Bluetooth ‘Joke’ Grounds United Flight

A United Airlines flight from Newark to Palma de Mallorca was forced to return to the airport and evacuate all passengers after a discoverable Bluetooth speaker was named with a ‘four-letter word’ (widely speculated to be ‘bomb’), triggering a full security sweep of the aircraft and cargo area.

California Bans AI Chatbot Toys

The California Senate unanimously passed SB 867, establishing a first-in-the-nation four-year moratorium on the sale and manufacture of AI chatbot toys for minors. The ban follows reports of AI toys engaging in sexually explicit conversations and providing instructions on accessing hazardous household items.

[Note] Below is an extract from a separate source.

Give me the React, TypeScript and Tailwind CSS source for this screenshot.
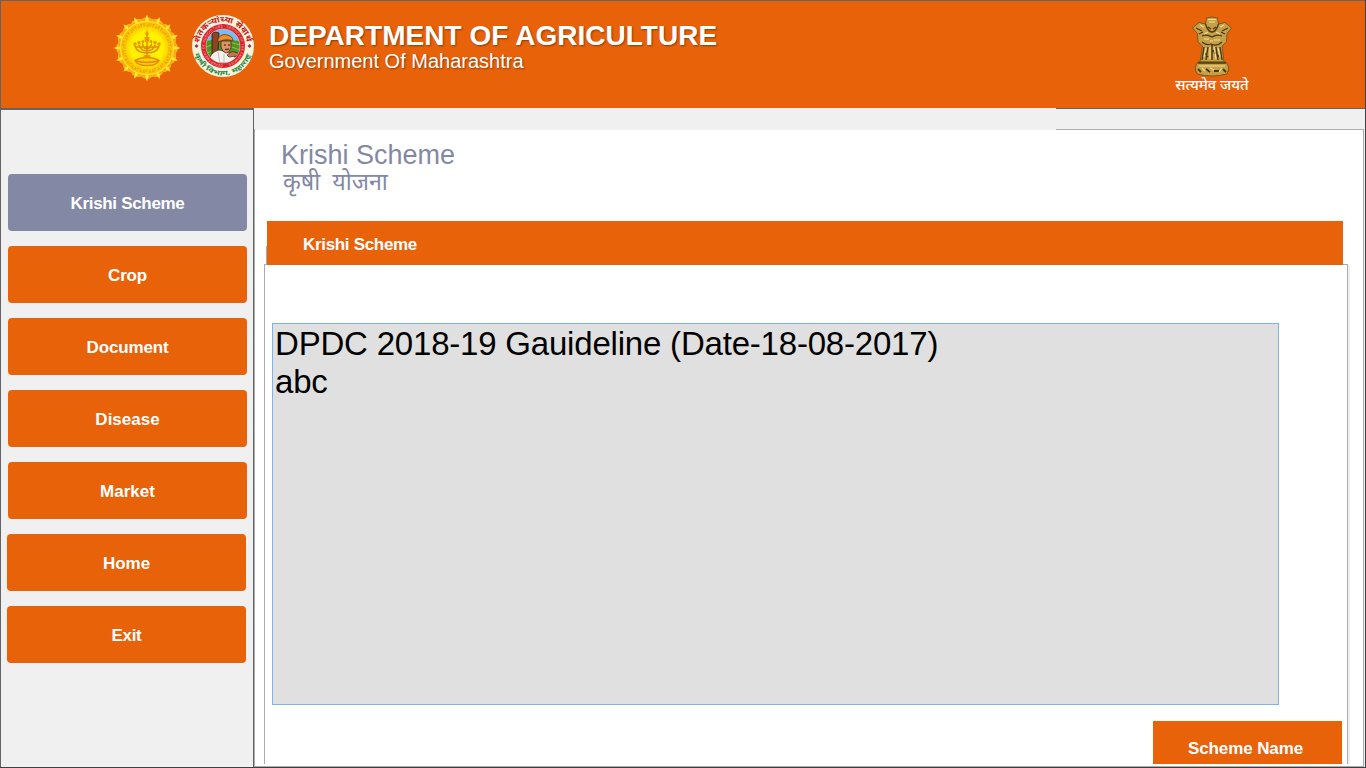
const items = [
  { label: 'Krishi Scheme', cls: 'ml-[7px] bg-[#8388a5] tracking-[-0.32px]' },
  { label: 'Crop', cls: 'ml-[7px] bg-[#e8620a] tracking-[-0.2px]' },
  { label: 'Document', cls: 'ml-[7px] bg-[#e8620a] tracking-[-0.15px]' },
  { label: 'Disease', cls: 'ml-[7px] bg-[#e8620a]' },
  { label: 'Market', cls: 'ml-[7px] bg-[#e8620a]' },
  { label: 'Home', cls: 'ml-[6px] bg-[#e8620a]' },
  { label: 'Exit', cls: 'ml-[6px] bg-[#e8620a] tracking-[-0.3px]' },
];

const ticks = Array.from({ length: 48 }, (_, i) => i * 7.5);

function SunSeal() {
  return (
    <svg width="68" height="68" viewBox="-34 -34 68 68" className="shrink-0">
      <defs>
        <radialGradient id="sun">
          <stop offset="0" stopColor="#fff500" />
          <stop offset=".6" stopColor="#fff000" />
          <stop offset=".75" stopColor="#ffd400" />
          <stop offset="1" stopColor="#ffb80c" />
        </radialGradient>
      </defs>
      <g fill="#ffb01c">
        {Array.from({ length: 16 }, (_, i) => (
          <path key={i} transform={`rotate(${i * 22.5})`} d="M-6-27Q-4-31-1.5-30.5L0-33.5L1.5-30.5Q4-31 6-27Z" />
        ))}
      </g>
      <circle r="29.5" fill="#fca91a" />
      <g fill="#fff02a">
        {Array.from({ length: 16 }, (_, i) => (
          <path key={i} d="M-1.8-28.5L0-32.5L1.8-28.5L0-26.5Z" transform={`rotate(${i * 22.5})`} />
        ))}
      </g>
      <circle r="27" fill="url(#sun)" />
      <circle r="26.6" fill="none" stroke="#ffe920" strokeWidth="1.1" />
      <g stroke="#dfa000" strokeWidth="1.1" opacity=".75" fill="none">
        {ticks.map((a) => (
          <path key={a} transform={`rotate(${a})`} d={a % 22.5 ? 'M-1-24.2H1.4M.2-24V-21.5' : 'M-1-22H1V-24'} />
        ))}
      </g>
      <g fill="none" stroke="#e48c00" strokeWidth="1.5" strokeLinecap="round">
        <path d="M0-14V11M-2-10H2M-12-2Q-10 5 0 5T12-2M-8-3Q-6 3 0 3T8-3M-4.5-4Q-3 1 0 1T4.5-4M-11-1H11M-3 8H3" />
        <path d="M-12 12.5Q-7 9.5 0 9.5T12 12.5Q10 17.5 0 17.5T-12 12.5Z" fill="#ffd000" />
        <path d="M-11 13Q0 16 11 13" />
      </g>
      <g fill="#ec9800">
        <path d="M0-18L2-14L0-12L-2-14Z" />
        <circle cy="-8" r="2.4" />
        <circle cx="-12" cy="-4" r="1.8" />
        <circle cx="12" cy="-4" r="1.8" />
        <circle cx="-8" cy="-5.5" r="1.7" />
        <circle cx="8" cy="-5.5" r="1.7" />
        <circle cx="-4" cy="-6.5" r="1.5" />
        <circle cx="4" cy="-6.5" r="1.5" />
      </g>
    </svg>
  );
}

function FarmerSeal() {
  return (
    <svg width="64" height="64" viewBox="-32 -32 64 64" className="shrink-0">
      <defs>
        <path id="arcTop" d="M-23.8-3A24 24 0 0 1 23.8-3" />
        <path id="arcLow" d="M-28.6 5A29 29 0 0 0 28.6 5" />
        <path id="arcRing" d="M0 18.4A18.4 18.4 0 1 1 .1 18.4" />
        <clipPath id="disc"><circle r="17" /></clipPath>
      </defs>
      <circle r="31" fill="#f8f3d9" />
      <circle r="22" fill="#d8202c" />
      <g clipPath="url(#disc)">
        <rect x="-17" y="-17" width="34" height="34" fill="#79bdf0" />
        <path d="M-17-5L-3-7L17-5V17H-17Z" fill="#4f9426" />
        <path d="M-17 1L-4-4M-17 8L-5 1M6 0L17 4M6-4L17-1" stroke="#8fc23c" strokeWidth="1" />
        <path d="M-11-13L-8-14L-4-13L-5 8L-11 8Z" fill="#8c4524" stroke="#32180e" strokeWidth=".8" />
        <path d="M-15 17Q-13 6-4 4L5 6Q12 8 15 17Z" fill="#f5f1ed" stroke="#333" strokeWidth=".7" />
        <path d="M-2-5H8L8 2Q6 7 3 7Q-1 6-2 1Z" fill="#df9468" stroke="#42230f" strokeWidth=".8" />
        <path d="M-5-4Q-6-10 1-11.5Q10-11 10-5Q3-8-5-4Z" fill="#f58b25" stroke="#693410" strokeWidth=".8" />
        <path d="M1-1H3M5-1H7M2 3.5L6 3" stroke="#291712" />
        <path d="M4 9L9 5.5L15 7L14 10L6 11Z" fill="#c8774a" stroke="#432417" strokeWidth=".7" />
        <path d="M-5 6L-3 17M1 8V17" stroke="#999" strokeWidth=".6" />
      </g>
      <circle r="17" fill="none" stroke="#f2d4c2" strokeWidth=".5" />
      <text fontSize="3.6" fill="#ffb9aa" fontFamily="Liberation Sans, sans-serif">
        <textPath href="#arcRing" textLength="112">DEPARTMENT OF AGRICULTURE · SERVICE OF THE FARMERS ·</textPath>
      </text>
      <text fontSize="8" fontWeight="700" fill="#c31922" fontFamily="Noto Sans Devanagari, sans-serif">
        <textPath href="#arcTop" startOffset="0" textLength="68" lengthAdjust="spacingAndGlyphs">शेतकऱ्यांच्या सेवार्थ</textPath>
      </text>
      <text fontSize="6.5" fontWeight="700" fill="#27894f" fontFamily="Noto Sans Devanagari, sans-serif">
        <textPath href="#arcLow" startOffset="3" textLength="74" lengthAdjust="spacingAndGlyphs">कृषी विभाग, महाराष्ट्र</textPath>
      </text>
      <path d="M-26.5-2L-24.5 0L-26.5 2L-28.5 0ZM26.5-2L28.5 0L26.5 2L24.5 0Z" fill="#8a3264" />
    </svg>
  );
}

function Emblem() {
  return (
    <svg width="42" height="61" viewBox="0 0 42 61" className="shrink-0">
      <g fill="#c4a149" stroke="#6a4b13" strokeWidth=".8">
        <path d="M15.5 2L21 1L26.5 2L27.5 8L34 6.5L40.5 12L36 17.5L35.5 26L31 30L33 46H9L11.5 30L7 26L6.5 17.5L1.5 12L8 6.5L14.5 8Z" />
        <path d="M7 46H35Q40 52 35.5 58Q21 62 6.5 58Q2 52 7 46Z" />
      </g>
      <g fill="none" stroke="#4a3512" strokeWidth="1.3">
        <path d="M14.5 8Q17 16 21 16T27.5 8M17 11L20 13M25 11L22 13M5 12L11 15M37 12L31 15M8 18L12 16M34 18L30 16M11 20Q16 18 21 21Q26 18 31 20M11 26Q16 30 20 28Q26 31 31 26" />
        <path d="M13 31L11 44M17 31L15 44M21 29V44M25 31L27 44M29 31L31 44M14 37L17 41M25 36L28 41M22 34L24 38M7 47H35" strokeWidth="1.4" />
        <path d="M7 53L10 56M15 53L19 56M23 55H28M32 53L35 56" strokeWidth="1.8" />
      </g>
      <path d="M17 3.5H25M18 6H24M9 9L13 11M33 9L29 11M13 18L17 16M25 16L29 18M13 23H18M23 24H29M19 25H22M15 32L13 41M19 31V43M23 31L25 43M27 32L29 41M8 50H34M11 52L14 55M28 56L31 52M19 52L23 54" stroke="#f3dc8e" strokeWidth="1.2" fill="none" />
    </svg>
  );
}

export default function App() {
  return (
    <div className="flex h-[768px] w-[1366px] overflow-hidden bg-[#3f4043] font-['Liberation_Sans',sans-serif]">
      <div className="flex h-[767px] w-[1365px] flex-col border-l border-t border-[#646464] bg-[#f0f0f0]">
        <header className="flex h-[107px] shrink-0 bg-[#e8620a]">
          <div className="ml-[112px] mt-[13px]"><SunSeal /></div>
          <div className="ml-[10px] mt-[13px]"><FarmerSeal /></div>
          <div className="ml-[14px] mt-[19px] text-white [text-shadow:1px_1px_2px_#0006]">
            <h1 className="h-[30px] whitespace-nowrap text-[28px] font-bold leading-[32px] tracking-[0.03px]">DEPARTMENT OF AGRICULTURE</h1>
            <p className="whitespace-nowrap text-[20px] leading-[23px]">Government Of Maharashtra</p>
          </div>
          <div className="ml-auto mr-[113px] mt-[15px] flex w-[80px] flex-col items-center">
            <Emblem />
            <p className="mt-[2px] whitespace-nowrap font-['Noto_Sans_Devanagari',sans-serif] text-[14.8px] font-medium leading-[16px] text-white">सत्यमेव जयते</p>
          </div>
        </header>
        <div className="flex h-[659px]">
          <nav className="flex w-[253px] shrink-0 flex-col gap-[15px] border-r border-t-2 border-[#646464] pt-[64px]">
            {items.map((item) => (
              <button key={item.label} className={`h-[57px] w-[239px] shrink-0 rounded-[4px] pt-[2px] text-[17px] font-bold text-white ${item.cls}`}>
                {item.label}
              </button>
            ))}
          </nav>
          <div className="flex w-[1111px] flex-col">
            <div className="flex h-[21px] shrink-0">
              <div className="w-[802px]" />
              <div className="grow border-t border-[#646464]" />
            </div>
            <main className="flex h-[638px] w-[1110px] flex-col border-b border-l border-r border-[#acacac] bg-white">
              <div className="flex h-px shrink-0">
                <div className="w-[801px] bg-[#f0f0f0]" />
                <div className="grow bg-[#acacac]" />
              </div>
              <div className="ml-[26px] h-[91px] shrink-0 pt-[10px] text-[#8388a5]">
                <h2 className="text-[27px] leading-[30px]">Krishi Scheme</h2>
                <p className="ml-[2px] mt-[-2px] font-['Noto_Sans_Devanagari',sans-serif] text-[23.2px] leading-[32px]">कृषी&nbsp; योजना</p>
              </div>
              <div className="flex h-[44px] shrink-0">
                <div className="ml-[9px] flex w-[3px] flex-col items-end">
                  <div className="mt-[25px] w-px grow bg-[#acacac]" />
                  <div className="h-px w-[3px] bg-[#acacac]" />
                </div>
                <div className="flex w-[1076px] items-center bg-[#e8620a] pl-[36px] pt-[4px] text-[17px] font-bold tracking-[-0.32px] text-white">Krishi Scheme</div>
                <div className="h-px w-[5px] self-end bg-[#acacac]" />
              </div>
              <section className="ml-[9px] h-[499px] w-[1084px] border-l border-r border-[#acacac] pl-[7px] shadow-[2px_0_0_#f0f0f0]">
                <ul className="mt-[58px] h-[382px] w-[1007px] border border-[#7eb4ea] bg-[#e0e0e0] pl-[2px] pt-px text-[33px] leading-[38px] tracking-[-0.2px]">
                  <li>DPDC 2018-19 Gauideline (Date-18-08-2017)</li>
                  <li>abc</li>
                </ul>
                <button className="ml-[881px] mt-[16px] h-[43px] w-[189px] bg-[#e8620a] pr-[4px] pt-[12px] text-[17px] font-bold tracking-[-0.1px] text-white">Scheme Name</button>
              </section>
            </main>
          </div>
        </div>
      </div>
    </div>
  );
}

GitHub Copilot Shifts to Token-Based Billing

GitHub Copilot is replacing its flat subscription model with a token-usage billing system starting June 1. Some developers report projected cost increases from $29 per month to as much as $750 or $3,000, sparking backlash against what users call ‘vibe-coding’ costs.

Microsoft to ‘Brick’ Office 2019 for Mac

Microsoft will remotely degrade Office 2019 for Mac, iPhone, and iPad to a ‘view-only’ mode on July 13, 2026, due to an expiring license-validation certificate. Users have no update path to prevent this, effectively ending the functionality of the perpetual license despite previous assurances that the software would ‘continue to function.’

Datacenter GPU Hack for Local LLMs

A developer successfully integrated a 2017 Tesla V100 datacenter GPU into a gaming PC using a £50 adapter and custom PWM fan wiring. This setup allows running high-parameter models (like Qwen3.6-27B) locally at 32 tokens per second, providing a low-cost alternative to expensive 32GB+ consumer GPUs.

Wayland Transition Threatens Accessibility Tools

The transition to Wayland-only desktops in Linux (with KDE Plasma removing X11 support by early 2027) is effectively locking out users of advanced accessibility software like Talon Voice. Wayland’s security architecture currently lacks the necessary APIs for the deep system integration required for hands-free input and screen-based OCR control.

Cloudflare Turnstile Now Requires WebGL Fingerprinting

Cloudflare Turnstile has begun requiring WebGL renderer information to verify humans, effectively banning WebKitGTK browsers that block such fingerprinting. This move signals a shift toward more aggressive device tracking to combat bots, potentially impacting privacy-conscious users.